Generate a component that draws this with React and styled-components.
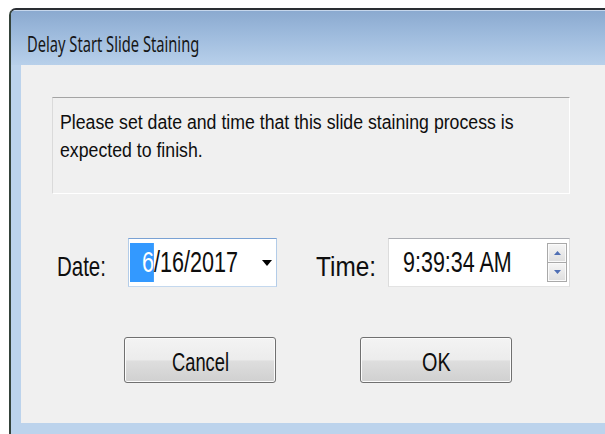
import React, { useLayoutEffect, useRef, useState } from 'react';
import styled, { createGlobalStyle } from 'styled-components';

const Global = createGlobalStyle`
  html, body { margin: 0; padding: 0; background: #ffffff; overflow: hidden; }
  body { width: 605px; height: 434px; }
`;

const Screen = styled.div`
  box-sizing: border-box;
  height: 434px;
  padding: 8px 0 0 9px;
  overflow: hidden;
`;

const Window = styled.div`
  box-sizing: border-box;
  width: 620px;
  height: 440px;
  display: flex;
  flex-direction: column;
  border-top: 2px solid #2a2e33;
  border-left: 2px solid #34423a;
  border-top-left-radius: 7px;
  background: #bcd3ec;
  overflow: hidden;
`;

const TitleBar = styled.div`
  box-sizing: border-box;
  height: 55px;
  padding: 20px 0 0 16px;
  background: linear-gradient(to bottom, #8aa9cf 0%, #9ebbdd 45%, #b8d0ea 100%);
  box-shadow: inset 0 1px 0 #c6d7ec;
  font-family: "Noto Sans", "Open Sans", sans-serif;
  font-size: 21px;
  line-height: 28px;
  color: #161616;
`;

const Client = styled.div`
  position: relative;
  box-sizing: border-box;
  height: 358px;
  margin-left: 10px;
  display: flex;
  flex-direction: column;
  background: #f0f0f0;
  font-family: "Liberation Sans", Arial, sans-serif;
  color: #0e0e0e;
`;

const MessageBox = styled.div`
  box-sizing: border-box;
  width: 518px;
  height: 97px;
  margin: 32px 0 0 31px;
  padding: 10px 0 0 7px;
  border: 1px solid;
  border-color: #a4a4a4 #ffffff #ffffff #dadada;
  font-size: 20px;
  line-height: 28px;
`;

const FieldRow = styled.div`
  display: flex;
  align-items: flex-start;
  margin: 44px 0 0 36px;
`;

const FieldLabel = styled.div`
  width: ${p => p.$w}px;
  margin-left: ${p => p.$gap || 0}px;
  padding-top: 4px;
  font-size: 28px;
  line-height: 49px;
`;

const Field = styled.div`
  box-sizing: border-box;
  width: ${p => p.$w}px;
  height: 49px;
  display: flex;
  align-items: center;
  padding: 0 ${p => p.$padR}px 0 ${p => p.$padL}px;
  background: #ffffff;
  border: 1px solid;
  border-color: ${p => (p.$focused ? '#7aa2d4 #b3cce8 #c4d8ee #b3cce8' : '#abadb3 #dcdcdc #e3e3e3 #dcdcdc')};
  font-size: 29px;
  line-height: 39px;
`;

const SelLead = styled.span`
  width: 12px;
  height: 39px;
  background: #3399ff;
`;

const Sel = styled.span`
  display: inline-block;
  background: #3399ff;
  color: #ffffff;
`;

const DropArrow = styled.svg`
  margin-left: auto;
  margin-right: 4px;
  flex: none;
`;

const Spinner = styled.div`
  box-sizing: border-box;
  margin-left: auto;
  width: 20px;
  height: 39px;
  display: flex;
  flex-direction: column;
  border: 1px solid #a9a9a9;
  background: #a9a9a9;
  gap: 1px;
`;

const SpinHalf = styled.div`
  flex: 1;
  display: flex;
  align-items: center;
  justify-content: center;
  background: linear-gradient(to bottom, #f6f6f6, #dedede);
  box-shadow: inset 0 0 0 1px #fbfbfb;
`;

const ButtonRow = styled.div`
  display: flex;
  gap: 84px;
  margin: 46px 0 0 103px;
`;

const Button = styled.button`
  box-sizing: border-box;
  width: 152px;
  height: 46px;
  display: flex;
  align-items: center;
  justify-content: center;
  padding: 4px 0 0 0;
  border: 1px solid #707070;
  border-radius: 3px;
  background: linear-gradient(to bottom, #f3f3f3 0%, #ececec 50%, #dedede 52%, #d0d0d0 100%);
  box-shadow: inset 0 0 0 1px #fbfbfb;
  font-family: "Liberation Sans", Arial, sans-serif;
  font-size: 26px;
  line-height: 26px;
  color: #0e0e0e;
`;

const Grip = styled.svg`
  position: absolute;
  right: 1px;
  bottom: 3px;
`;

const FitLine = styled.span`
  display: block;
  width: ${p => p.$w}px;
  white-space: nowrap;
`;

const FitInk = styled.span`
  display: inline-block;
  transform-origin: left center;
`;

// Squeezes a run of text horizontally so that it spans exactly `w` pixels.
function Fit({ w, children }) {
  const ref = useRef(null);
  const [k, setK] = useState(1);
  useLayoutEffect(() => {
    const measure = () => {
      const el = ref.current;
      if (el && el.offsetWidth) setK(w / el.offsetWidth);
    };
    measure();
    if (document.fonts && document.fonts.ready) document.fonts.ready.then(measure);
  }, [w]);
  return (
    <FitLine $w={w}>
      <FitInk ref={ref} style={{ transform: `scaleX(${k})` }}>{children}</FitInk>
    </FitLine>
  );
}

function Triangle({ up, color, w, h }) {
  return (
    <svg width={w} height={h} viewBox={`0 0 ${w} ${h}`}>
      <polygon points={up ? `0,${h} ${w},${h} ${w / 2},0` : `0,0 ${w},0 ${w / 2},${h}`} fill={color} />
    </svg>
  );
}

export default function App() {
  const dots = [
    [11, 1],
    [7, 5], [11, 5],
    [3, 9], [7, 9], [11, 9],
  ];
  return (
    <>
      <Global />
      <Screen>
        <Window>
          <TitleBar>
            <Fit w={172}>Delay Start Slide Staining</Fit>
          </TitleBar>
          <Client>
            <MessageBox>
              <Fit w={454}>
                Please set date and time that this slide staining process is
                <br />
                expected to finish.
              </Fit>
            </MessageBox>

            <FieldRow>
              <FieldLabel $w={71}>
                <Fit w={49}>Date:</Fit>
              </FieldLabel>
              <Field $w={149} $padL={1} $padR={0} $focused>
                <SelLead />
                <Fit w={96}>
                  <Sel>6</Sel>/16/2017
                </Fit>
                <DropArrow width="10" height="6" viewBox="0 0 10 6">
                  <polygon points="0,0 10,0 5,6" fill="#000000" />
                </DropArrow>
              </Field>
              <FieldLabel $w={72} $gap={39}>
                <Fit w={60}>Time:</Fit>
              </FieldLabel>
              <Field $w={182} $padL={14} $padR={2}>
                <Fit w={109}>9:39:34 AM</Fit>
                <Spinner>
                  <SpinHalf>
                    <Triangle up color="#4f6fb4" w={7} h={4} />
                  </SpinHalf>
                  <SpinHalf>
                    <Triangle color="#4f6fb4" w={7} h={4} />
                  </SpinHalf>
                </Spinner>
              </Field>
            </FieldRow>

            <ButtonRow>
              <Button>
                <Fit w={57}>Cancel</Fit>
              </Button>
              <Button>
                <Fit w={29}>OK</Fit>
              </Button>
            </ButtonRow>

            <Grip width="14" height="12" viewBox="0 0 14 12">
              {dots.map(([x, y]) => (
                <g key={`${x}-${y}`}>
                  <rect x={x + 1} y={y + 1} width="2" height="2" fill="#ffffff" />
                  <rect x={x} y={y} width="2" height="2" fill="#a8a8a8" />
                </g>
              ))}
            </Grip>
          </Client>
        </Window>
      </Screen>
    </>
  );
}
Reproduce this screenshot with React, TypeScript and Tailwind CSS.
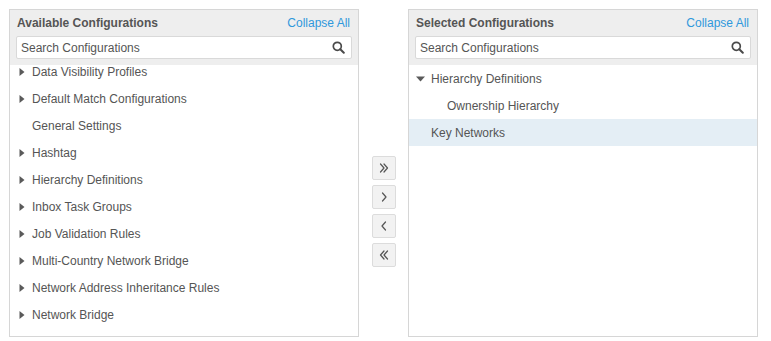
import React from "react";

type Item = { label: string; caret?: "right" | "down" | null; level?: number; selected?: boolean };

const leftItems: Item[] = [
  { label: "Data Visibility Profiles", caret: "right" },
  { label: "Default Match Configurations", caret: "right" },
  { label: "General Settings", caret: null },
  { label: "Hashtag", caret: "right" },
  { label: "Hierarchy Definitions", caret: "right" },
  { label: "Inbox Task Groups", caret: "right" },
  { label: "Job Validation Rules", caret: "right" },
  { label: "Multi-Country Network Bridge", caret: "right" },
  { label: "Network Address Inheritance Rules", caret: "right" },
  { label: "Network Bridge", caret: "right" },
];

const rightItems: Item[] = [
  { label: "Hierarchy Definitions", caret: "down" },
  { label: "Ownership Hierarchy", caret: null, level: 1 },
  { label: "Key Networks", caret: null, selected: true },
];

function Caret({ dir }: { dir: "right" | "down" }) {
  if (dir === "right") {
    return (
      <svg width="6" height="9" viewBox="0 0 6 9" className="block">
        <path d="M0.5 0.5 L5.5 4.5 L0.5 8.5 Z" fill="#5a5a5a" />
      </svg>
    );
  }
  return (
    <svg width="9" height="6" viewBox="0 0 9 6" className="block">
      <path d="M0 0.5 L9 0.5 L4.5 5.5 Z" fill="#5a5a5a" />
    </svg>
  );
}

function SearchIcon() {
  return (
    <svg width="13" height="13" viewBox="0 0 13 13" className="block">
      <circle cx="5.3" cy="5.3" r="4" fill="none" stroke="#4a4a4a" strokeWidth="1.7" />
      <path d="M8.3 8.3 L11.8 11.8" stroke="#4a4a4a" strokeWidth="2" strokeLinecap="round" />
    </svg>
  );
}

function Row({ item }: { item: Item }) {
  const indent = item.level === 1 ? "pl-[38px]" : "pl-[22px]";
  return (
    <div
      className={`relative h-[27px] flex items-center ${indent} ${item.selected ? "bg-[#e4eef5]" : ""}`}
    >
      {item.caret && (
        <span className={`absolute top-1/2 -translate-y-1/2 ${item.caret === "down" ? "left-[7px]" : "left-[9px]"}`}>
          <Caret dir={item.caret} />
        </span>
      )}
      <span className="text-[12px] text-[#555555] whitespace-nowrap">{item.label}</span>
    </div>
  );
}

function Panel({ title, items, offset }: { title: string; items: Item[]; offset?: boolean }) {
  return (
    <div className="w-[350px] h-[328px] border border-[#d6d6d6] bg-white flex flex-col">
      <div className="bg-[#eeeeee] px-[6px] pb-[6px]">
        <div className="h-[25px] flex items-center justify-between pl-[1px] pr-[2px]">
          <span className="text-[12px] font-bold text-[#555555]">{title}</span>
          <span className="text-[12px] text-[#2e98dc]">Collapse All</span>
        </div>
        <div className="mt-[1px] h-[23px] bg-white border border-[#d9d9d9] rounded-[2px] flex items-center justify-between pl-[4px] pr-[6px]">
          <span className="text-[12px] text-[#555555]">Search Configurations</span>
          <SearchIcon />
        </div>
      </div>
      <div className="flex-1 overflow-hidden">
        <div className={offset ? "-mt-[7px]" : ""}>
          {items.map((it, i) => (
            <Row key={i} item={it} />
          ))}
        </div>
      </div>
    </div>
  );
}

function Chev({ kind }: { kind: "rr" | "r" | "l" | "ll" }) {
  const s = { stroke: "#555555", strokeWidth: 1.2, fill: "none", strokeLinecap: "round" as const, strokeLinejoin: "round" as const };
  return (
    <svg width="12" height="12" viewBox="0 0 12 12" className="block">
      {kind === "rr" && (
        <>
          <path d="M2.5 2 L6 6 L2.5 10" {...s} />
          <path d="M6 2 L9.5 6 L6 10" {...s} />
        </>
      )}
      {kind === "r" && <path d="M4.5 2 L8 6 L4.5 10" {...s} />}
      {kind === "l" && <path d="M7.5 2 L4 6 L7.5 10" {...s} />}
      {kind === "ll" && (
        <>
          <path d="M6 2 L2.5 6 L6 10" {...s} />
          <path d="M9.5 2 L6 6 L9.5 10" {...s} />
        </>
      )}
    </svg>
  );
}

function Btn({ kind }: { kind: "rr" | "r" | "l" | "ll" }) {
  return (
    <div className="w-[24px] h-[24px] bg-[#f2f2f2] border border-[#dcdcdc] rounded-[2px] flex items-center justify-center">
      <Chev kind={kind} />
    </div>
  );
}

export default function App() {
  return (
    <div
      className="w-[771px] h-[341px] bg-white pl-[9px] pt-[9px] flex"
      style={{ fontFamily: '"Liberation Sans", Arial, Helvetica, sans-serif' }}
    >
      <Panel title="Available Configurations" items={leftItems} offset />
      <div className="w-[49px] flex flex-col items-center gap-[5px] pt-[147px]">
        <Btn kind="rr" />
        <Btn kind="r" />
        <Btn kind="l" />
        <Btn kind="ll" />
      </div>
      <Panel title="Selected Configurations" items={rightItems} />
    </div>
  );
}
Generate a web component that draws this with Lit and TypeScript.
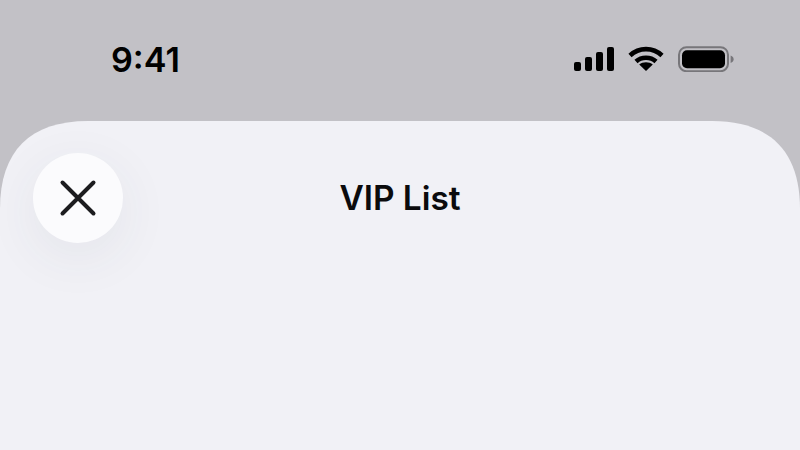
import { LitElement, html, css } from "lit";
import { customElement } from "lit/decorators.js";

@customElement("app-root")
export class AppRoot extends LitElement {
  static styles = css`
    :host {
      display: flex;
      flex-direction: column;
      width: 800px;
      height: 450px;
      overflow: hidden;
      background: #c2c1c6;
      font-family: Inter, "Liberation Sans", sans-serif;
      color: #0b0b0d;
    }
    .status {
      height: 121px;
      flex: none;
      display: flex;
      justify-content: space-between;
      align-items: flex-start;
      padding: 39px 65px 0 111px;
      box-sizing: border-box;
    }
    .time {
      font-size: 34.2px;
      line-height: 42px;
      font-weight: 600;
      color: #000;
    }
    .icons {
      display: flex;
      align-items: center;
      gap: 14px;
      padding-top: 7px;
      margin-right: 1px;
    }
    .icons svg { display: block; }
    .sheet {
      flex: 1;
      background: #f1f1f6;
      clip-path: path("M0 329 L0 88 C0 30 30 0 88 0 L712 0 C770 0 800 30 800 88 L800 329 Z");
      padding: 32px 33px 0;
    }
    .header {
      display: grid;
      grid-template-columns: 90px 1fr 90px;
      align-items: center;
    }
    .close {
      width: 90px;
      height: 90px;
      border-radius: 50%;
      background: #fbfbfd;
      box-shadow: 0 14px 54px rgba(60, 75, 85, 0.07);
      display: flex;
      align-items: center;
      justify-content: center;
    }
    .title {
      text-align: center;
      font-size: 33.4px;
      font-weight: 600;
      line-height: 40px;
    }
  `;

  render() {
    return html`
      <div class="status">
        <div class="time">9:41</div>
        <div class="icons">
          <svg width="40" height="26" viewBox="0 0 40 26" fill="#000">
            <rect x="0" y="16" width="7" height="9" rx="2"></rect>
            <rect x="11" y="11" width="7" height="14" rx="2"></rect>
            <rect x="22" y="6" width="7" height="19" rx="2"></rect>
            <rect x="33" y="1" width="7" height="24" rx="2"></rect>
          </svg>
          <svg width="36" height="26" viewBox="0 0 36 26" fill="none" stroke="#000" stroke-width="4.6">
            <path d="M2 9.5C11 1 25 1 34 9.5"></path>
            <path d="M8 15.5C13.5 10.5 22.5 10.5 28 15.5"></path>
            <path d="M18 25L11.2 18.6C14.8 15.6 21.2 15.6 24.8 18.6Z" fill="#000" stroke="none"></path>
          </svg>
          <svg width="56" height="26" viewBox="0 0 56 26" fill="none">
            <rect x="1" y="1.2" width="49" height="24" rx="7.5" stroke="#77767a" stroke-width="2"></rect>
            <rect x="4" y="4.2" width="43" height="18" rx="5" fill="#000"></rect>
            <path d="M52.6 9.5C54.6 10.2 55.6 11.6 55.6 13.2C55.6 14.8 54.6 16.2 52.6 16.9Z" fill="#77767a"></path>
          </svg>
        </div>
      </div>
      <div class="sheet">
        <div class="header">
          <div class="close">
            <svg width="40" height="40" viewBox="0 0 40 40" fill="none" stroke="#1c1c1f" stroke-width="4" stroke-linecap="round">
              <path d="M4.5 4.5L35.5 35.5M35.5 4.5L4.5 35.5"></path>
            </svg>
          </div>
          <div class="title">VIP List</div>
          <div></div>
        </div>
      </div>
    `;
  }
}
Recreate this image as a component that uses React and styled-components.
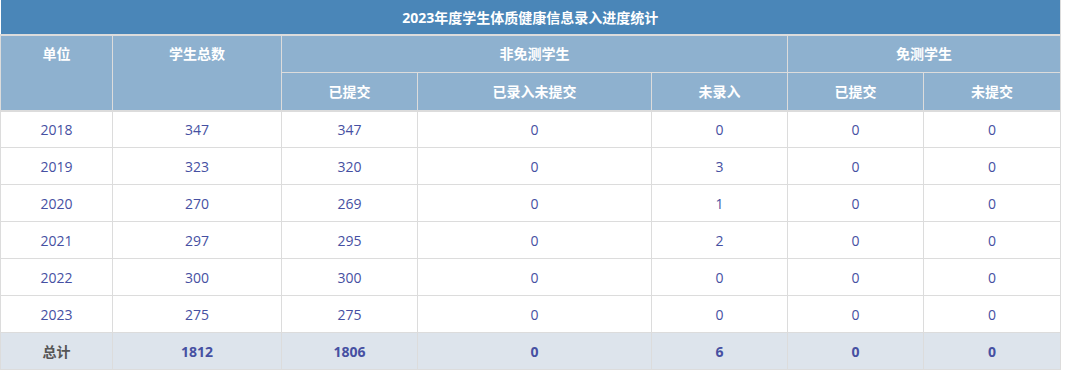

※

Your objective ->
Give again, word for word, the part that opens with the line containing "Reproduce this screenshot" and closes with the one containing "null; level?: number;". Include both of those lines and skip all pictures.

Output of the task ->
Reproduce this screenshot with React, TypeScript and Tailwind CSS.
import React from "react";

type Item = { label: string; caret?: "right" | "down" | null; level?: number; selected?: boolean };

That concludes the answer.